From ancient byways to modern highways, glimpses of faith are everywhere...

Monday, January 10, 2011

Cleopatra's revenge: Egypt needling New York


Bust of Cleopatra
An official of the Egyptian government has been threatening to take back the Cleopatra’s-Needle obelisk that has proudly stood in New York’s Central Park for over a century and a quarter.  

Perhaps one too many showings of Antony and Cleopatra in New York City has riled up the ancient queen’s spirit.  Although Shakespeare had tried his best to portray the queen as a grand and tragic figure, her shortcomings were nevertheless often quite evident.

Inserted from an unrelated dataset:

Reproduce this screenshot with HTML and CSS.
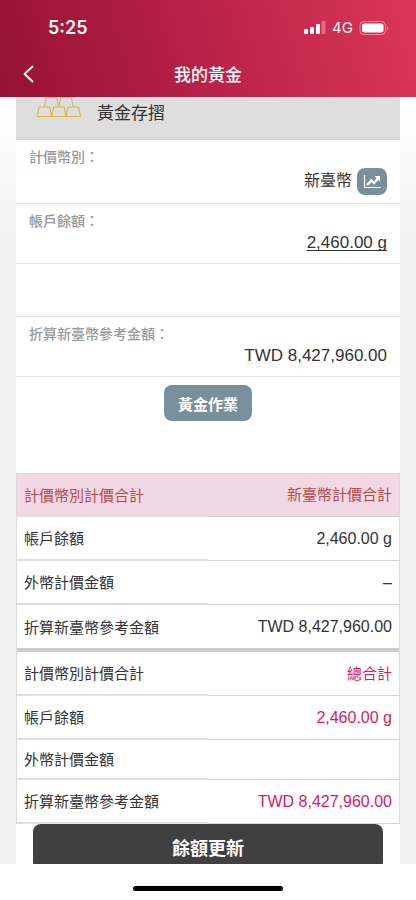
FILE: index.html
```html
<!DOCTYPE html>
<html lang="zh-Hant">
<head>
<meta charset="utf-8">
<meta name="viewport" content="width=device-width, initial-scale=1">
<title>我的黃金</title>
<link rel="stylesheet" href="styles.css">
</head>
<body>
<div class="app">
  <header class="header">
    <div class="status">
      <span class="time">5:25</span>
      <div class="status-right">
        <svg width="22" height="14" viewBox="0 0 22 14" fill="#fff" aria-hidden="true">
          <rect x="0" y="8" width="4" height="5" rx="1"/>
          <rect x="6" y="6" width="4" height="7" rx="1"/>
          <rect x="12" y="3" width="4" height="10" rx="1"/>
          <rect x="17.500" y="0" width="4" height="13" rx="1" opacity=".3"/>
        </svg>
        <span class="network">4G</span>
        <svg width="30" height="16" viewBox="0 0 30 16" aria-hidden="true">
          <rect x="1" y="1.500" width="25.500" height="13" rx="4" fill="none" stroke="#fff" stroke-opacity=".45"/>
          <rect x="3" y="3.500" width="21.500" height="9" rx="2.500" fill="#fff"/>
          <path d="M28 6v4.500c1.600-.8 1.600-3.700 0-4.500z" fill="#fff" fill-opacity=".5"/>
        </svg>
      </div>
    </div>
    <nav class="nav">
      <button class="back" type="button" aria-label="返回">
        <svg width="11" height="18" viewBox="0 0 11 18" fill="none" stroke="#fff" stroke-width="1.800" stroke-linecap="round" stroke-linejoin="round"><path d="M9.500 1.500 1.500 9l8 7.500"/></svg>
      </button>
      <h1 class="title">我的黃金</h1>
    </nav>
  </header>

  <main class="content">
    <div class="card">
      <div class="account">
        <svg class="gold" width="46" height="21" viewBox="0 0 46 21" fill="none" stroke="#dcb23e" stroke-linejoin="round" aria-hidden="true">
          <path d="M1 19.500 3.300 10h10.400l2 9.500zM15.700 19.500l2-9.500h10.400l2 9.500zM30.100 19.500l2-9.500h10.300l2.300 9.500zM8.300 10l2-9.500h10.500l2 9.500M22.800 10l2-9.500h10.500l2 9.500"/>
        </svg>
        <h2 class="account-name">黃金存摺</h2>
      </div>
      <dl class="details">
        <div class="detail">
          <dt>計價幣別：</dt>
          <dd class="currency">新臺幣
            <button class="chart" type="button" aria-label="走勢圖">
              <svg width="19" height="15" viewBox="0 0 19 15" fill="none" stroke="#fff" aria-hidden="true"><path d="M1.500 1v12.500H18" stroke-width="1.200"/><path d="m4 11 4.500-4.500 2.500 2.500L15 4.500" stroke-width="2.400"/><path d="M11.500 2H17v5.500z" fill="#fff" stroke="none"/></svg>
            </button>
          </dd>
        </div>
        <div class="detail">
          <dt>帳戶餘額：</dt>
          <dd><a class="balance" href="#summary">2,460.00 g</a></dd>
        </div>
        <div class="spacer"></div>
        <div class="detail">
          <dt>折算新臺幣參考金額：</dt>
          <dd>TWD 8,427,960.00</dd>
        </div>
      </dl>
      <div class="actions"><button class="operate" type="button">黃金作業</button></div>
      <table class="summary" id="summary">
        <tbody>
          <tr class="heading"><th scope="row">計價幣別計價合計</th><td>新臺幣計價合計</td></tr>
          <tr><th scope="row">帳戶餘額</th><td>2,460.00 g</td></tr>
          <tr><th scope="row">外幣計價金額</th><td>–</td></tr>
          <tr><th scope="row">折算新臺幣參考金額</th><td>TWD 8,427,960.00</td></tr>
        </tbody>
        <tbody class="total">
          <tr><th scope="row">計價幣別計價合計</th><td>總合計</td></tr>
          <tr><th scope="row">帳戶餘額</th><td>2,460.00 g</td></tr>
          <tr class="short"><th scope="row">外幣計價金額</th><td></td></tr>
          <tr><th scope="row">折算新臺幣參考金額</th><td>TWD 8,427,960.00</td></tr>
        </tbody>
      </table>
      <button class="refresh" type="button">餘額更新</button>
    </div>
  </main>
  <footer class="footer"><div class="home"></div></footer>
</div>
</body>
</html>
```
FILE: styles.css
```css
* {
  box-sizing: border-box;
}

body,
h1,
h2,
dl,
dd {
  margin: 0;
}

body {
  color: #333;
  font-family: "Liberation Sans", "Noto Sans CJK TC", sans-serif;
  background: #fff;
}

button {
  padding: 0;
  border: 0;
  font-family: inherit;
  cursor: pointer;
}

svg {
  display: block;
}

.app {
  display: flex;
  flex-direction: column;
  height: 100vh;
}

.header {
  flex: none;
  color: #fff;
  background: linear-gradient(75deg, #961234 0%, #b92246 50%, #dc3658 100%);
}

.status {
  display: flex;
  justify-content: space-between;
  align-items: center;
  height: 52px;
  padding: 4px 27px 0 48px;
}

.time {
  font: 600 18px/24px Inter, sans-serif;
}

.status-right {
  display: flex;
  align-items: center;
  gap: 6px;
}

.network {
  font: 400 15px/20px Inter, sans-serif;
}

.nav {
  display: grid;
  grid-template-columns: 44px 1fr 44px;
  align-items: center;
  height: 45px;
  padding-bottom: 2px;
}

.back {
  display: flex;
  justify-content: center;
  align-items: center;
  height: 44px;
  padding-left: 13px;
  background: none;
}

.title {
  font-family: "Noto Sans CJK TC", sans-serif;
  font-size: 17px;
  line-height: 24px;
  font-weight: 500;
  text-align: center;
}

.content {
  flex: 1;
  min-height: 0;
  padding: 0 16px;
  overflow: hidden;
  background: linear-gradient(#fff, #f0f0f0 170px);
}

.card {
  background: #fff;
}

.account {
  display: flex;
  gap: 15px;
  height: 43px;
  padding-left: 20px;
  border-bottom: 3px solid #d8d8d8;
  background: #dedede;
}

.account-name {
  padding-top: 5px;
  font-size: 17px;
  line-height: 24px;
  font-weight: 400;
}

.detail {
  padding: 6px 13px 8px;
  border-bottom: 1px solid #e4e4e4;
}

.detail dt {
  padding-bottom: 1px;
  color: #999;
  font-family: "Noto Sans CJK TC", sans-serif;
  font-size: 14px;
  line-height: 20px;
  font-weight: 500;
}

.detail dd {
  font-size: 17px;
  line-height: 24px;
  text-align: right;
}

.detail .currency {
  display: flex;
  justify-content: flex-end;
  align-items: center;
  gap: 5px;
  height: 28px;
  font-size: 16px;
}

.chart {
  display: flex;
  justify-content: center;
  align-items: center;
  width: 30px;
  height: 27px;
  border-radius: 8px;
  background: #78909c;
}

.balance {
  color: inherit;
  text-underline-offset: 2px;
  text-decoration-skip-ink: none;
}

.spacer {
  height: 53px;
  border-bottom: 1px solid #e4e4e4;
}

.actions {
  display: flex;
  justify-content: center;
  padding: 8px 0 52px;
}

.operate {
  height: 36px;
  padding: 0 14px;
  border-radius: 8px;
  color: #fff;
  font-size: 15px;
  font-weight: 700;
  background: #78909c;
}

.summary {
  width: 100%;
  border: solid #dcdcdc;
  border-width: 0 1px;
  border-spacing: 0;
  border-collapse: separate;
  font-size: 15px;
  line-height: 22px;
}

.summary th,
.summary td {
  height: 44px;
  padding: 0 7px;
  border-bottom: 1px solid #d8d8ce;
  font-weight: 400;
}

.summary th {
  width: 50%;
  padding-top: 2px;
  border-bottom: 2px solid #e0e0d8;
  text-align: left;
}

.summary td {
  font-size: 16px;
  text-align: right;
}

.summary .heading th,
.summary .heading td {
  border-top: 1px solid #dcdcdc;
  color: #b94a48;
  font-size: 15px;
  background: #f2d7e4;
}

.summary tbody:first-child tr:last-child > * {
  height: 47px;
  border-bottom: 4px solid #ccc;
}

.summary .total td {
  color: #d81b60;
}

.summary .total tr:first-child td {
  font-size: 15px;
}

.summary .short > * {
  height: 40px;
}

.refresh {
  display: block;
  width: calc(100% - 34px);
  height: 46px;
  margin: 0 auto;
  border-radius: 8px;
  color: #fff;
  font-size: 18px;
  font-weight: 700;
  background: #404040;
}

.footer {
  display: flex;
  flex: none;
  justify-content: center;
  height: 36px;
  padding-top: 22px;
}

.home {
  width: 36%;
  height: 5px;
  border-radius: 3px;
  background: #000;
}
```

One of these shortcomings – vanity – was perhaps the reason why an obelisk that was built and inscribed by two other pharoahs hundreds of years before her time is now associated mainly with Cleopatra’s name.  Her politically-fueled passions were also partly responsible for this association.  During the Roman era, the obelisk that had originally stood in the ancient Egyptian holy city of Heliopolis was moved to the temple that Cleopatra had built in honor of – you guessed it – Marc Antony.

Although Cleopatra was actually Greek, she liked to portray herself as being a living incarnation of the Egyptian goddess, Isis.  Isis was known for magic, fertility, and motherhood (the latter being perhaps the biggest stretch in Cleopatra’s case).  The son of Isis, Horus, was – according to Wikipedia – “one of the oldest and most significant deities in the ancient Egyptian religion, who was worshipped from at least the late Predynastic period through to Greco-Roman times.”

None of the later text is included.